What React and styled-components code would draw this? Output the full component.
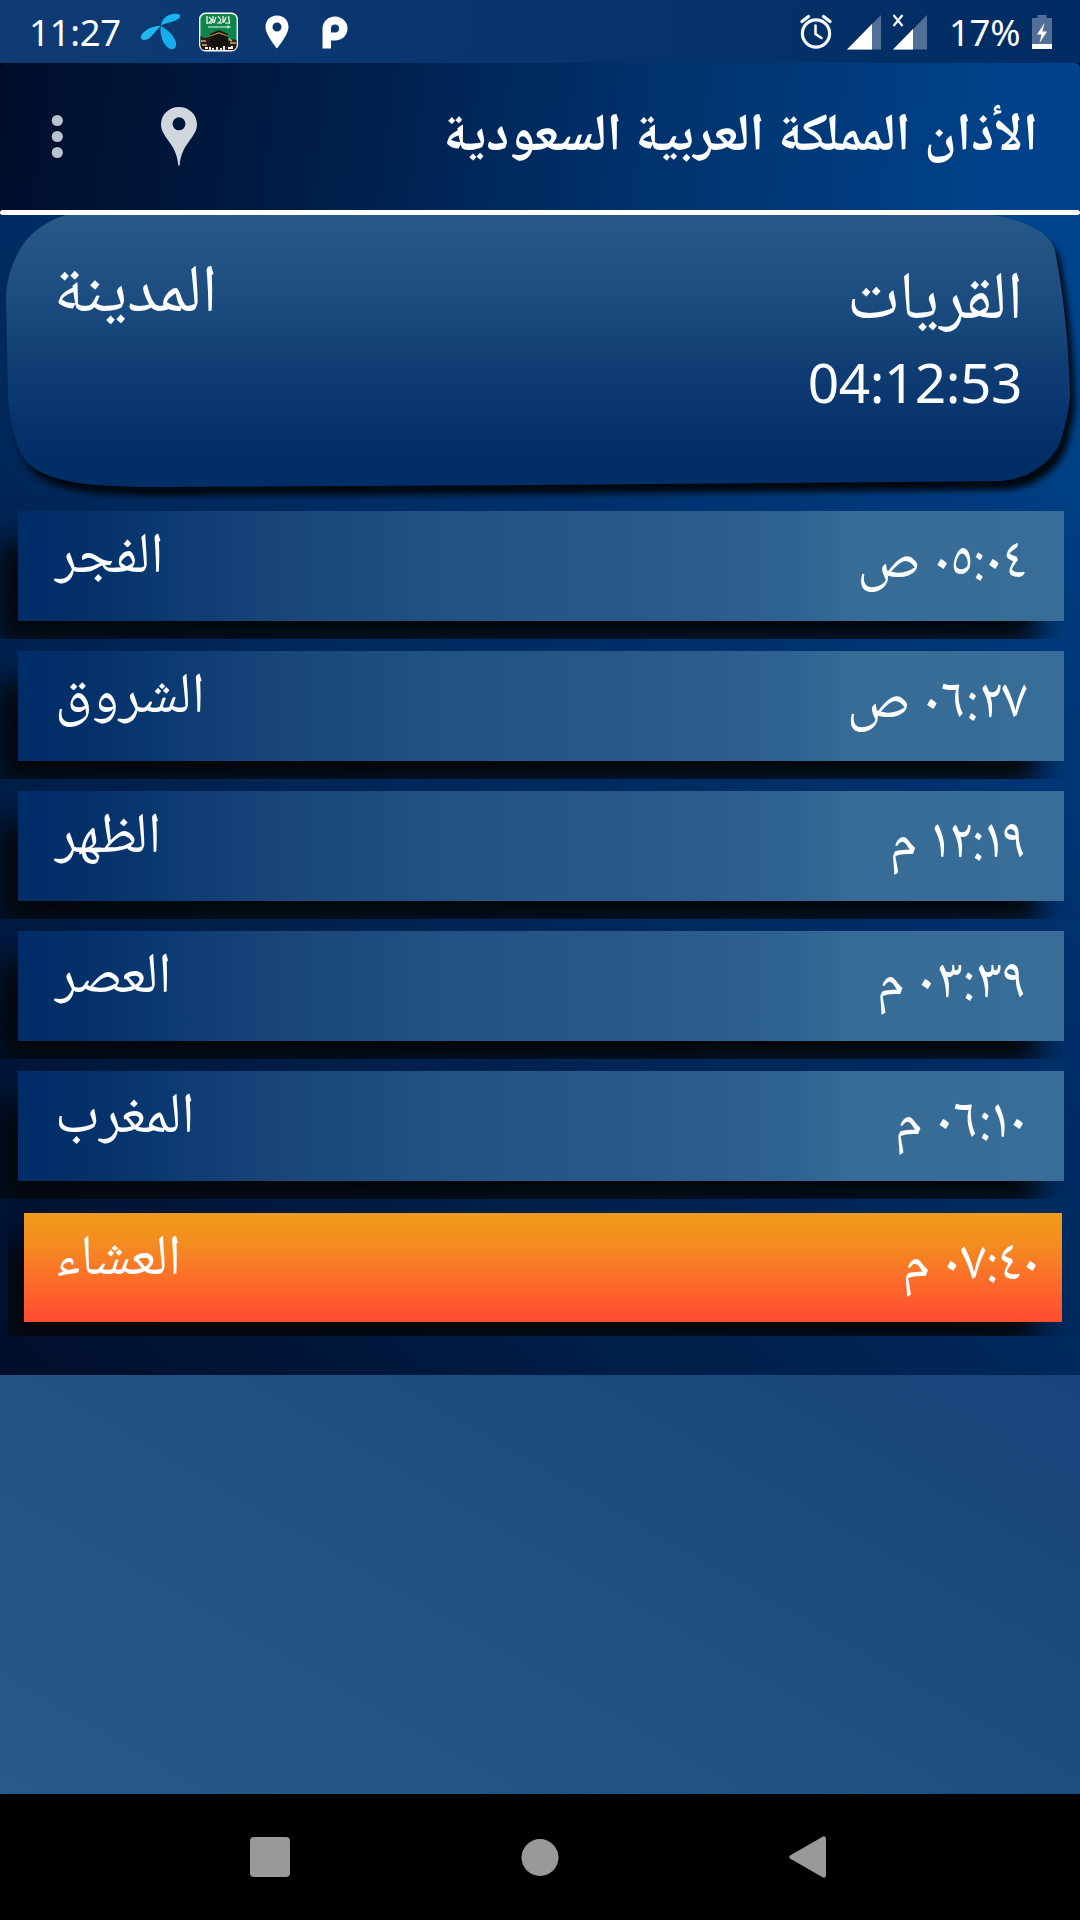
import React from 'react'
import styled, { createGlobalStyle } from 'styled-components'

const GlobalStyle = createGlobalStyle`
  * {
    box-sizing: border-box;
  }
  body {
    margin: 0;
    background: #000;
  }
`

const Screen = styled.div`
  display: flex;
  flex-direction: column;
  width: 1080px;
  height: 1920px;
  overflow: hidden;
  color: #fbfdff;
  font-family: 'Noto Sans', 'Noto Naskh Arabic', 'DejaVu Sans', sans-serif;
`

// Status bar
const StatusBar = styled.div`
  display: flex;
  align-items: center;
  justify-content: space-between;
  flex: none;
  height: 63px;
  padding: 0 28px 0 29px;
  background: linear-gradient(95deg, #0f3b74 0%, #0a366f 40%, #002c63 100%);
`
const StatusGroup = styled.div`
  display: flex;
  align-items: center;
`
const StatusText = styled.span`
  font-size: 36.5px;
  letter-spacing: -0.3px;
  line-height: 63px;
  white-space: nowrap;
  width: ${({ $width }) => $width}px;
  margin-top: 1px;
`
const StatusIcon = styled.svg`
  flex: none;
  width: ${({ $width }) => $width}px;
  height: 40px;
  margin-left: ${({ $gap }) => $gap}px;
  overflow: visible;
`

// Header
const Header = styled.header`
  display: flex;
  align-items: center;
  flex: none;
  height: 147px;
  padding: 0 42px 0 51px;
  border-radius: 5px 5px 0 0;
  background: linear-gradient(98deg, #000d29 0%, #001d48 30%, #00326d 60%, #00438c 95%);
`
const HeaderIcon = styled.svg`
  flex: none;
  width: ${({ $width }) => $width}px;
  height: 60px;
  margin-right: ${({ $gap }) => $gap || 0}px;
  fill: ${({ $color }) => $color};
`
const Title = styled.h1`
  flex: 1;
  margin: 0;
  padding-bottom: 14px;
  font-size: 52.8px;
  line-height: 60px;
  font-weight: 700;
  white-space: nowrap;
`
const Divider = styled.div`
  flex: none;
  height: 5px;
  border-radius: 3px;
  background: #fff;
`

// Panel with the city and the prayer times
const Panel = styled.main`
  display: flex;
  flex-direction: column;
  flex: none;
  height: 1160px;
  background: linear-gradient(42deg, #000e2a 0%, #00285a 45%, #00316d 65%, #00448c 95%);
`
const CityShadow = styled.section`
  flex: none;
  height: 284px;
  overflow: hidden;
`
const CityDrop = styled.div`
  filter: drop-shadow(5px 9px 3px #000912);
`
const CityCard = styled.div`
  display: flex;
  flex-direction: row-reverse;
  justify-content: space-between;
  height: 273px;
  padding: 25px 57px 0 54px;
  background: linear-gradient(180deg, #275987 0%, #1d4d80 30%, #113f74 52%, #0a376f 68%, #012e67 88%, #012e67 100%);
  clip-path: path(
    'M66 0 C44 7 28 19 19 36 C10 53 6 68 6 84 L8 185 C10 205 14 222 19 234 C25 253 47 264 86 269 C110 271 128 272 148 272 L540 270 L1001 266 C1030 264 1054 245 1061 225 C1066 209 1070 190 1070 178 C1069 130 1063 75 1055 36 C1050 15 1020 4 991 0 Z'
  );
`
const CityInfo = styled.div`
  display: flex;
  flex-direction: column;
  align-items: flex-end;
  padding-top: 7px;
`
const CityName = styled.span`
  font-size: 67.5px;
  line-height: 90px;
  height: 90px;
`
const Countdown = styled.span`
  margin: 7px 1px 0 0;
  font-size: 55px;
  letter-spacing: -0.5px;
  line-height: 76px;
`

// Prayer rows
const PrayerSlot = styled.div`
  flex: none;
  height: 140px;
  overflow: hidden;
  padding: 12px 16px 0 18px;
`
const NextSlot = styled(PrayerSlot)`
  height: 137px;
  margin-left: 8px;
  padding: 14px 18px 0 16px;
`
const PrayerBar = styled.div`
  display: flex;
  justify-content: space-between;
  height: 110px;
  padding: 0 37px 0 37px;
  background: linear-gradient(
    90deg,
    #002c67 0%,
    #04306a 6%,
    #0b3971 14%,
    #18467a 25%,
    #205284 41%,
    #275988 58%,
    #2e6291 74%,
    #376c96 80%,
    #386d97 100%
  );
  box-shadow: -24px 28px 28px -2px #04070b;
`
const NextBar = styled(PrayerBar)`
  height: 109px;
  padding: 0 22px 0 31px;
  background: linear-gradient(180deg, #f09c1b 0%, #f48c20 28%, #fd6a2a 65%, #ff4f31 95%);
`
const PrayerName = styled.span`
  font-size: 57px;
  line-height: 78px;
`
const PrayerTime = styled.span`
  font-family: 'Noto Naskh Arabic', 'Noto Sans', 'DejaVu Sans', sans-serif;
  font-size: 57.500px;
  font-variant-numeric: proportional-nums;
  line-height: 107px;
`

const Backdrop = styled.div`
  flex: 1;
  background: linear-gradient(30deg, #275a88 0%, #1f5082 50%, #17447a 100%);
`

// Navigation bar
const NavBar = styled.nav`
  display: flex;
  align-items: center;
  justify-content: space-between;
  flex: none;
  height: 126px;
  padding: 0 254px 0 250px;
  background: #000;
`
const NavIcon = styled.svg`
  width: ${({ $width }) => $width}px;
  height: 42px;
  fill: #999;
`

const prayers = [
  { name: 'الفجر', time: '٠٥:٠٤ ص' },
  { name: 'الشروق', time: '٠٦:٢٧ ص' },
  { name: 'الظهر', time: '١٢:١٩ م' },
  { name: 'العصر', time: '٠٣:٣٩ م' },
  { name: 'المغرب', time: '٠٦:١٠ م' },
  { name: 'العشاء', time: '٠٧:٤٠ م', next: true },
]

const App = () => (
  <Screen>
    <GlobalStyle />
    <StatusBar>
      <StatusGroup>
        <StatusText $width={112}>11:27</StatusText>
        <StatusIcon $width={39} $gap={0} viewBox='0 0 39 40'>
          <path d='M20 14C21 5 29 1 37 2C42 4 37 8 33 9C28 11 23 11 20 14Z' fill='#18b5ef' />
          <path d='M20 14C11 13 2 19 0 24C-1 28 3 29 7 27C12 24 15 18 20 14Z' fill='#1fb9f1' />
          <path d='M20 14C18 21 22 33 28 36.500C34 39 37 34 34 28C31 21 25 17 20 14Z' fill='#14aeea' />
        </StatusIcon>
        <StatusIcon $width={39} $gap={19} viewBox='0 0 39 40'>
          <rect x='0.7' y='1.2' width='37.6' height='37.6' rx='6' fill='#0d8448' stroke='#fff' strokeWidth='1.4' />
          <path d='M8 4v8M10 5l3 3-3 3M14 4v7M17 5l-2 6M19 4l3 4-2 3M24 4v7M27 5l-2 5M30 4c-2 3 2 4 0 8M8 11h5M18 11h5M26 11h4' stroke='#fff' strokeWidth='1.2' fill='none' />
          <path d='M9 15H32M29 13.5v3' stroke='#e9f5ee' strokeWidth='1.2' />
          <path d='M1.5 24L5 26L11 25L12 30H28L32 27L37.5 28V33Q37.5 38 33 38H6Q1.5 38 1.5 33Z' fill='#2b1c17' />
          <path d='M11 22L20 18L29 22V34L20 36L11 34Z' fill='#15110f' />
          <path d='M11 24L20 21L29 24' stroke='#b98a3a' strokeWidth='1.3' fill='none' />
          <path d='M2 29h5M31 31h6M3 33h5M30 27l3 2' stroke='#d9a774' strokeWidth='1.6' />
          <path d='M6 36h3M11 35v3M14 36v2M18 35v3M22 36v2M25 34v4M29 36h3M33 34v3' stroke='#fff' strokeWidth='1.8' />
        </StatusIcon>
        <StatusIcon $width={24} $gap={27} viewBox='0 0 24 40'>
          <path fillRule='evenodd' d='M12 3.500C5 3.500 0.500 8.500 0.500 15C0.500 23 12 36.500 12 36.500S23.500 23 23.500 15C23.500 8.500 19 3.500 12 3.500ZM12 10.500A4.500 4.500 0 1 1 12 19.500A4.500 4.500 0 1 1 12 10.500Z' fill='#fff' />
        </StatusIcon>
        <StatusIcon $width={26} $gap={33} viewBox='0 0 26 40'>
          <path fillRule='evenodd' d='M0.500 36.500V16.500C0.500 9.500 6 4.500 13 4.500S25.500 9.500 25.500 16.500S20 28.500 13 28.500H9V36.500ZM13 12.500A4 4 0 0 0 9 16.500V20.500H13A4 4 0 0 0 13 12.500Z' fill='#fff' />
        </StatusIcon>
      </StatusGroup>
      <StatusGroup>
        <StatusIcon $width={32} $gap={0} viewBox='0 0 32 40' fill='none' stroke='#f4f7fb' strokeLinecap='round'>
          <circle cx='16' cy='21.500' r='13.600' strokeWidth='3.200' />
          <path d='M15.500 13.500V22L21.500 26' strokeWidth='2.600' />
          <path d='M2 9.500L8.500 4.500M30 9.500L23.500 4.500' strokeWidth='3.400' />
        </StatusIcon>
        <StatusIcon $width={34} $gap={15} viewBox='0 0 34 40'>
          <path d='M34 3V37.500H0Z' fill='#526f98' />
          <path d='M25 12V37.500H0Z' fill='#fff' />
        </StatusIcon>
        <StatusIcon $width={34} $gap={12} viewBox='0 0 34 40'>
          <path d='M34 3V37.500H0Z' fill='#526f98' />
          <path d='M20 17V37.500H0Z' fill='#fff' />
          <path d='M0.500 3L9.500 14M9.500 3L0.500 14' stroke='#fff' strokeWidth='2.200' />
        </StatusIcon>
        <StatusIcon $width={0} $gap={22} />
        <StatusText $width={82}>17%</StatusText>
        <StatusIcon $width={20} $gap={1} viewBox='0 0 20 40'>
          <path d='M5.500 3H14.500V6H20V37H0V6H5.500Z' fill='#526f98' />
          <path d='M0 32H20V37H0Z' fill='#fff' />
          <path d='M12.500 11L5 22.500H9.500L7.500 31L15 19.500H10.500Z' fill='#fff' />
        </StatusIcon>
      </StatusGroup>
    </StatusBar>

    <Header>
      <HeaderIcon $width={12} $gap={98} $color='#b9c1cd' viewBox='0 0 12 60'>
        <circle cx='6.300' cy='13.500' r='5.600' />
        <circle cx='6.300' cy='29.500' r='5.600' />
        <circle cx='6.300' cy='45.500' r='5.600' />
      </HeaderIcon>
      <HeaderIcon $width={36} $color='#d1d7df' viewBox='0 0 36 60'>
        <path fillRule='evenodd' d='M18 0C8 0 0 7.500 0 17.500C0 30.500 16 36.500 17.300 58.500H18.700C20 36.500 36 30.500 36 17.500C36 7.500 28 0 18 0ZM18 10.300A6.500 6.500 0 1 1 18 23.300A6.500 6.500 0 1 1 18 10.300Z' />
      </HeaderIcon>
      <Title dir='rtl'>الأذان المملكة العربية السعودية</Title>
    </Header>
    <Divider />

    <Panel>
      <CityShadow>
        <CityDrop>
          <CityCard>
            <CityInfo>
              <CityName dir='rtl'>القريات</CityName>
              <Countdown>04:12:53</Countdown>
            </CityInfo>
            <CityName dir='rtl'>المدينة</CityName>
          </CityCard>
        </CityDrop>
      </CityShadow>
      {prayers.map(({ name, time, next }) => {
        const Slot = next ? NextSlot : PrayerSlot
        const Bar = next ? NextBar : PrayerBar
        return (
          <Slot key={name}>
            <Bar>
              <PrayerName dir='rtl'>{name}</PrayerName>
              <PrayerTime dir='rtl'>{time}</PrayerTime>
            </Bar>
          </Slot>
        )
      })}
    </Panel>
    <Backdrop />

    <NavBar>
      <NavIcon $width={40} viewBox='0 0 40 42'>
        <rect x='0' y='1' width='40' height='40' rx='4' />
      </NavIcon>
      <NavIcon $width={38} viewBox='0 0 38 42'>
        <circle cx='19' cy='21.500' r='18.500' />
      </NavIcon>
      <NavIcon $width={37} viewBox='0 0 37 42'>
        <path d='M34 0.500Q37 -0.500 37 3V39Q37 42.500 34 41.500L1 22.500Q-0.500 21 1 19.500Z' />
      </NavIcon>
    </NavBar>
  </Screen>
)

export default App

**REQUIRED WORK:** Scan the listing above and identify each line holding the string "components"; copy every such line.

**FINAL ANSWER:**
What React and styled-components code would draw this? Output the full component.
import styled, { createGlobalStyle } from 'styled-components'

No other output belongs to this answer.